Goal
Return exactly, please, the lines that run from the line with "Write a component" to the line with "import React from", ends included, and omit all pictures.

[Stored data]
— begin —
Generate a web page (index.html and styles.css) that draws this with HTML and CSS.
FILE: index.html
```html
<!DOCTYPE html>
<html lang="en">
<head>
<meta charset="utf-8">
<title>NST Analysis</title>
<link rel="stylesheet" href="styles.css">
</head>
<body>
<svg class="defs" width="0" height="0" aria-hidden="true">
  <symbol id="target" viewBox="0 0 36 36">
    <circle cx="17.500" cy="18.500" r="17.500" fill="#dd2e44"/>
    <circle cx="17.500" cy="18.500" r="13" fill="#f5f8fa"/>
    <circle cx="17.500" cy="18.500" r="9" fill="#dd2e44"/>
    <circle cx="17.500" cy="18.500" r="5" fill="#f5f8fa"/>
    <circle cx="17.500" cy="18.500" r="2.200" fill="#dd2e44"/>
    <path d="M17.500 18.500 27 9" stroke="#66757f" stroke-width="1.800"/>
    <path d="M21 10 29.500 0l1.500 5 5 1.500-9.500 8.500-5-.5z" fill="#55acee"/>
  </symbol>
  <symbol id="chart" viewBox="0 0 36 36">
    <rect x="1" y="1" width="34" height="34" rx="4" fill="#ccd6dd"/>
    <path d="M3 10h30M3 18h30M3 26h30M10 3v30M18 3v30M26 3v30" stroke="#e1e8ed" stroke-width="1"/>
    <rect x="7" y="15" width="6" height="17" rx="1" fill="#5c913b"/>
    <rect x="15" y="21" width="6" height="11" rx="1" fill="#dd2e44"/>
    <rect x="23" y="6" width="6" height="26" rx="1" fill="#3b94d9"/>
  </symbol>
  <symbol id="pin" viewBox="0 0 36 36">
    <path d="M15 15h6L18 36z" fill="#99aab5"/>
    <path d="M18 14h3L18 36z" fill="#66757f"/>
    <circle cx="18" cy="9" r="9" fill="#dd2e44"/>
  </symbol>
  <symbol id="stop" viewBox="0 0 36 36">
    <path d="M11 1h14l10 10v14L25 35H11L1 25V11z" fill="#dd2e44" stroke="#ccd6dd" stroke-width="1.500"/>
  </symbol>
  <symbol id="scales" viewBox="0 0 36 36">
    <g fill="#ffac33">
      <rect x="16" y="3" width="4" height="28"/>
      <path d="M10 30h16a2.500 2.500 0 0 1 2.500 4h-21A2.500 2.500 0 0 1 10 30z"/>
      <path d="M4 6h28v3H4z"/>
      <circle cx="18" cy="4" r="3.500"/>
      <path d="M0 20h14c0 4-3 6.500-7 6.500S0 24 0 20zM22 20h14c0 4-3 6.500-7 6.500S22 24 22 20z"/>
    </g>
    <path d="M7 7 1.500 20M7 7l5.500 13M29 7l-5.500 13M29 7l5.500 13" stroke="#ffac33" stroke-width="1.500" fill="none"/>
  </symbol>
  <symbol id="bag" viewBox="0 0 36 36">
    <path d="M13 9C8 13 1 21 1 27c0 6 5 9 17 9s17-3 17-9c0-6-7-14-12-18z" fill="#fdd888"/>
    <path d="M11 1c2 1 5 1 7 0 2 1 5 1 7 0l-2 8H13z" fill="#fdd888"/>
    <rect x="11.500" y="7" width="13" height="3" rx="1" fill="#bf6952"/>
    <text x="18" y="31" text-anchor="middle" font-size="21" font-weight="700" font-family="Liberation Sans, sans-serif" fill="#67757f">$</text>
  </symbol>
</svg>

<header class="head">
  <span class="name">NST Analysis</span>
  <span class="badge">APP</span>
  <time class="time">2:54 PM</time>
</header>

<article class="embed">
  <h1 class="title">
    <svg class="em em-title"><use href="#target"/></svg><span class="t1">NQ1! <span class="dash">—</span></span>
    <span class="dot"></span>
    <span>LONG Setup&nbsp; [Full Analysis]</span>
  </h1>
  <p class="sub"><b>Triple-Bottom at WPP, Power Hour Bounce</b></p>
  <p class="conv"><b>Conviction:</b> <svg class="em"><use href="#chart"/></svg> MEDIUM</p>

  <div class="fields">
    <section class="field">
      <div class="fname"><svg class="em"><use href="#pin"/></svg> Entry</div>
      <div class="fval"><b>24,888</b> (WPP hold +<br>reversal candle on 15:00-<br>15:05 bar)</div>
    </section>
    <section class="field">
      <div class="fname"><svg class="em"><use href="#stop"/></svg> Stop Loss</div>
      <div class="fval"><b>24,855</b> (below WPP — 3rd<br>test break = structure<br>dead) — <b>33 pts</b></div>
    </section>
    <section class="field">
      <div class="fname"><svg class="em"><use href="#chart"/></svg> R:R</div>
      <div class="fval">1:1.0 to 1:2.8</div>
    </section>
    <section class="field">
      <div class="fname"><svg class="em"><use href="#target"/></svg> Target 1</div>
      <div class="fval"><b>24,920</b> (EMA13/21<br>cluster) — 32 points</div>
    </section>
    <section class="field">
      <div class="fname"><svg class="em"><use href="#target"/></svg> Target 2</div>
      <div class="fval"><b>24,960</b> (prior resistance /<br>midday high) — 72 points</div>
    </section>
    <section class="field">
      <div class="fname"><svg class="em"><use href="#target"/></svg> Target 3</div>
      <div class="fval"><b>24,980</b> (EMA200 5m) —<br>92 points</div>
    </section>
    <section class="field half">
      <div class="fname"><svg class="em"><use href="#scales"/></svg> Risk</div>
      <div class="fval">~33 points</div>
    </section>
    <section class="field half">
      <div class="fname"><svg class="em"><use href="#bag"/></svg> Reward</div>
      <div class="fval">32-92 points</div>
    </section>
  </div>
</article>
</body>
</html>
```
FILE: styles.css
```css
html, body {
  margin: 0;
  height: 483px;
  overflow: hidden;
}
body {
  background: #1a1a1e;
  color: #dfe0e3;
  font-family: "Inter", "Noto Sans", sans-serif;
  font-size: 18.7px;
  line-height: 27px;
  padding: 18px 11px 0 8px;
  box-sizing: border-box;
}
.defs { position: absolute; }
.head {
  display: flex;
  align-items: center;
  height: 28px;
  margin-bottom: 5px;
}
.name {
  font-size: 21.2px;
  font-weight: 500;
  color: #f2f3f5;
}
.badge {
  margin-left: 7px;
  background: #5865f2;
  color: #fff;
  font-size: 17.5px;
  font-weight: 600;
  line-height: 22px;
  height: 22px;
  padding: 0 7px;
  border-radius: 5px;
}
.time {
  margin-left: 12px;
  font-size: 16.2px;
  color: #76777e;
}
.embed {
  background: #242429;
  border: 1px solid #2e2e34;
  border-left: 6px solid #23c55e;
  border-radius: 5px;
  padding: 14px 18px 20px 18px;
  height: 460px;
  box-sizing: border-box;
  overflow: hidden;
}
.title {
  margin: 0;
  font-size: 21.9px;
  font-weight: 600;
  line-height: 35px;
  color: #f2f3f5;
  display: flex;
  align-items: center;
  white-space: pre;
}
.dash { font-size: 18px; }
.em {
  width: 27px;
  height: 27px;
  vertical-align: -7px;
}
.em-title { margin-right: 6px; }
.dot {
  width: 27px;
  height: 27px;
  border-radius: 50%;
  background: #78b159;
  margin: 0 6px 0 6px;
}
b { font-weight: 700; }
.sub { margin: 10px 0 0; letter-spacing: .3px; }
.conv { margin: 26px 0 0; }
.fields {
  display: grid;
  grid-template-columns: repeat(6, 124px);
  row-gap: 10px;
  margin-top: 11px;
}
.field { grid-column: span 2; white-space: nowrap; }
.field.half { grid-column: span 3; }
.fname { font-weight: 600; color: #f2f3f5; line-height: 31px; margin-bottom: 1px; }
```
— end —
— begin —
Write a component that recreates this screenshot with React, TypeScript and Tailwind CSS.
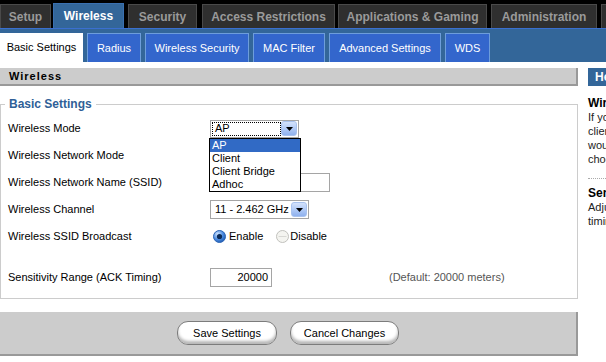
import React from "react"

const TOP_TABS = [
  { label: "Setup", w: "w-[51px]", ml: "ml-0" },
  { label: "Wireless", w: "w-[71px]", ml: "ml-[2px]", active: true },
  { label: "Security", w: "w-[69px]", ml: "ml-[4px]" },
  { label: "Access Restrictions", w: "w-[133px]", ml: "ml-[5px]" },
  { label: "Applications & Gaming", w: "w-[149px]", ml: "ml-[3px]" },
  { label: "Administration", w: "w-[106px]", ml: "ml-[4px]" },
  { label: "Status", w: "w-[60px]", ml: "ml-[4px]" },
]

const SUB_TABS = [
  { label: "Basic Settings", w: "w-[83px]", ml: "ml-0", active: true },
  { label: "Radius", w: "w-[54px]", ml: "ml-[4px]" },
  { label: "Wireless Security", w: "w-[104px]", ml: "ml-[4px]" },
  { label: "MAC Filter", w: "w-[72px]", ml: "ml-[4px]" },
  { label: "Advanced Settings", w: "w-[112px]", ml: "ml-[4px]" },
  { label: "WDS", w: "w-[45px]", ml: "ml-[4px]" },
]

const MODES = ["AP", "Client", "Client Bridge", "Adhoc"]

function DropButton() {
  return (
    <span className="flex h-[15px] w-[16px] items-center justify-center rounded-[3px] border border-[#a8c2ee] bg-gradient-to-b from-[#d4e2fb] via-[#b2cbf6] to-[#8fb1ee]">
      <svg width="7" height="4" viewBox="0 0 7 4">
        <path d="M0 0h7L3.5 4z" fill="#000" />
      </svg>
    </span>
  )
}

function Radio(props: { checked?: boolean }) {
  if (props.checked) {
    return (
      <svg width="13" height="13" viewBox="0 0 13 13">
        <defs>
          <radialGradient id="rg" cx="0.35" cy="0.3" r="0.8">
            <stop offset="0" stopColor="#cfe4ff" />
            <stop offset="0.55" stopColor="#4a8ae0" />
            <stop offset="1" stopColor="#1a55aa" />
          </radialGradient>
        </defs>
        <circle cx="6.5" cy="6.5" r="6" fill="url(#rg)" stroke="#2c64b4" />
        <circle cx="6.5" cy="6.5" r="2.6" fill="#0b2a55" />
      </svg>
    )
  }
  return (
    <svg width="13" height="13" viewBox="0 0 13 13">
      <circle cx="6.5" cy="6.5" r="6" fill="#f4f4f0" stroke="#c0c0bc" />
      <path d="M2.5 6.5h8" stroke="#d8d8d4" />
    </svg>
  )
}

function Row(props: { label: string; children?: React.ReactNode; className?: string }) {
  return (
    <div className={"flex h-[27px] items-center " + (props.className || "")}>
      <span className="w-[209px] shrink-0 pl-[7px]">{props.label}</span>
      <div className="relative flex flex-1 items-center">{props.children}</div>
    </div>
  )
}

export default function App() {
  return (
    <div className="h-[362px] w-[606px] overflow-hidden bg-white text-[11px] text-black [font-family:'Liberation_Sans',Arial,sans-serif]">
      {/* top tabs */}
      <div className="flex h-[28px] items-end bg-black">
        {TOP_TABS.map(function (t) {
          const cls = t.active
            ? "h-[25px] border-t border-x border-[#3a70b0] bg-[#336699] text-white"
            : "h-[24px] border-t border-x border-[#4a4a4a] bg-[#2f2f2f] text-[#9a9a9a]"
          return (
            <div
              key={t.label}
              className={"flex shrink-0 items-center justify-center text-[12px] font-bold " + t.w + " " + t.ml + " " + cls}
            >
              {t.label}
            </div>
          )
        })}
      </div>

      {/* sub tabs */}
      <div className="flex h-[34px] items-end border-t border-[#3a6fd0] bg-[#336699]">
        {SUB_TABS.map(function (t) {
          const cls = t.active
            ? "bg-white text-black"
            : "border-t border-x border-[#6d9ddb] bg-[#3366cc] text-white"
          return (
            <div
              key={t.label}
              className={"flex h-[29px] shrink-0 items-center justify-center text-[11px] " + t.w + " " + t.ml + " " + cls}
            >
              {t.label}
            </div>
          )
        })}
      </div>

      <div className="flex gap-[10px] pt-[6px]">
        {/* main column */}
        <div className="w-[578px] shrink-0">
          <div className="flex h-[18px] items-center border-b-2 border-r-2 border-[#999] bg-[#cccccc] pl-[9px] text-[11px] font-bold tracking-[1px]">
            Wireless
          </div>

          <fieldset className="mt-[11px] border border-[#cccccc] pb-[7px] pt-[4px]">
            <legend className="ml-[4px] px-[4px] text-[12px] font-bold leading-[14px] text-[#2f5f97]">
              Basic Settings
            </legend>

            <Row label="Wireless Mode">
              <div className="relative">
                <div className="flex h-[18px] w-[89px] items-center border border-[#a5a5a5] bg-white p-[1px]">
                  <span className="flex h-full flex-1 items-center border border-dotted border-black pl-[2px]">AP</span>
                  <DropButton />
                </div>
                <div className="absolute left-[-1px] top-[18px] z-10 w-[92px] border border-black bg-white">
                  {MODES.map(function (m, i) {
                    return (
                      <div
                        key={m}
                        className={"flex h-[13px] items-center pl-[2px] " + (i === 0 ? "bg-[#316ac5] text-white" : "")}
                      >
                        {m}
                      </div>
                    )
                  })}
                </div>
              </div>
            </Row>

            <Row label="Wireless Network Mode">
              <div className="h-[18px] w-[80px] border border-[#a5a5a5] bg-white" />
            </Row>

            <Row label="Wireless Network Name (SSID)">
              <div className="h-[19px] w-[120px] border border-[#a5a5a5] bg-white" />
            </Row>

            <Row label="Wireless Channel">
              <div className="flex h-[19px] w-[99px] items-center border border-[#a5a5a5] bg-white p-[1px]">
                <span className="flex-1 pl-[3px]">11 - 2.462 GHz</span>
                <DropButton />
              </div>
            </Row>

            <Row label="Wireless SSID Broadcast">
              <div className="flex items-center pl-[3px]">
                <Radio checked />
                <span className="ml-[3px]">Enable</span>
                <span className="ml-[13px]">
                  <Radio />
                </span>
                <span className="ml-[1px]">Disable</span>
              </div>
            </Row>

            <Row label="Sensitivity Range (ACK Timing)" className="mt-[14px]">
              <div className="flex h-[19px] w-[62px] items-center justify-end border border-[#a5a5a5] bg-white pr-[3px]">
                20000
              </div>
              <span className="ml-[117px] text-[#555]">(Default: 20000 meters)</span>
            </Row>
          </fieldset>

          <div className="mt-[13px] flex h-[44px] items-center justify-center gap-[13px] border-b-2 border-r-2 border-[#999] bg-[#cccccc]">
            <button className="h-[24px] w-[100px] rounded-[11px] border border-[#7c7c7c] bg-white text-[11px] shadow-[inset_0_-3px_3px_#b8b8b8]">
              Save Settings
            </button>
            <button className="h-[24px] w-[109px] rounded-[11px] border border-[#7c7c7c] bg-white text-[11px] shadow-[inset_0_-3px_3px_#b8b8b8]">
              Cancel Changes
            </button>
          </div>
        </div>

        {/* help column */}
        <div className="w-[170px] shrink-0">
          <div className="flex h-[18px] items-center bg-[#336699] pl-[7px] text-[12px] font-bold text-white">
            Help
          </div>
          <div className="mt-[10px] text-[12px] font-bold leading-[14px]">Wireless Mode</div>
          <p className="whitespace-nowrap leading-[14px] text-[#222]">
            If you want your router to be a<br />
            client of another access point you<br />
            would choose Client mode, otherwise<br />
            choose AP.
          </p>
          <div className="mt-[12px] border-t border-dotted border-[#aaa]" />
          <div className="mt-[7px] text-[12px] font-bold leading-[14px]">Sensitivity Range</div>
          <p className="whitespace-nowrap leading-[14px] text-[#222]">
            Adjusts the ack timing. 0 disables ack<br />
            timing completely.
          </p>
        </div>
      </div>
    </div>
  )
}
— end —
Written solution
Write a component that recreates this screenshot with React, TypeScript and Tailwind CSS.
import React from "react"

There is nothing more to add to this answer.